Ontem, estive no Careiro da Várzea, fazendo a palestra de encerramento do Flifloresta, sobre a importância da leitura na formação do escritor. Mas não é sobre isso que quero falar: é que, para chegar ao Careiro da Várzea, uma beleza de cidade, onde não há grades nas portas e janelas, é preciso cruzar o Encontro das Águas. E aí bateu aquela angústia – na ida, ainda com o dia claro, e na volta, mais de 11 da noite, tentando adivinhar o momento exato da passagem de um rio ao outro. Esse fenômeno de milhões de anos – muito, muito, muito antes que o Solimões e o Negro, que se encontram para formar o Amazonas, fossem assim chamados – está para ser, senão destruído, modificado, pela ação e pela omissão criminosas – ação de uns poucos, omissão de todos nós. Estão prestes a iniciar a construção de um porto – o já maldito porto das lajes – que irá interferir naquela paisagem de milhões de anos, anterior à história, lendária, mitológica...
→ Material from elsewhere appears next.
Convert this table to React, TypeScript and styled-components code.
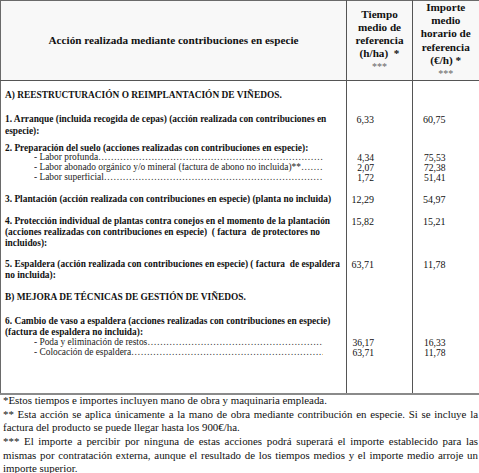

E eu me pergunto: o que fazemos nós? O que temos feito contra isso? O que o campeão da ecologia, que posa ao lado do exterminador do futuro, na Califórnia, como o grande campeão da ecologia, do desenvolvimento sustentável, da tecnologia verde etc., tem feito? Seria ele o verdadeiro exterminador do futuro, saído da ficção para destruir o Encontro das Águas?

A poesia – eu já disse isso milhões de vezes, já está ficando chato – não transforma o mundo, não promove revoluções... Mas pode mudar uma pessoa... E quando lida, ouvida por centenas de pessoas, como hoje, nesta praça, pode mudar muitas pessoas. Por isso, convido vocês a uma reflexão: esses caras não vão ficar impunes eternamente; nós, só nós, podemos mudar isso que aí está. Reflitam comigo:

Moto-contínuo

Tudo muda, tudo passa,
tudo está em movimento
sobre a terra e sob o céu,
inclusive o pensamento.

Lentamente a História muda,
lentamente muda o Homem,
tão lentamente que às vezes
pensamos que estagnou.

As longas noites da História
passam-se tão lentamente
que nem nos apercebemos
quando o dia, enfim, chegou.

Tudo muda, tudo passa,
tudo está em movimento
sobre a terra e sob o céu,
inclusive o pensamento.

Tudo está em movimento
sobre a terra e sob o céu:
os corpos e os vegetais,
a fé e a necessidade,
a volúpia e a vontade,
o desejo e o desalento.

Tudo o que é vivo apodrece,
o que é líquido evapora,
o sólido se deforma,
o fogo que queima apaga
e o ar, puro ou cinzento,
a cada instante renova-se,
e mesmo o pó se transporta
sob o trabalho dos ventos.

Tudo muda, tudo passa,
tudo está em movimento
sobre a terra e sob o céu,
inclusive o pensamento.

(*)Pronunciamento feito no último domingo, por ocasião do Dia do Poeta (que na verdade é hoje, 20), realizado no Largo de São Sebastião, sob o patrocínio do Tacacá da Giselle, e com o indigesto, mas inevitável, apoio da SEC.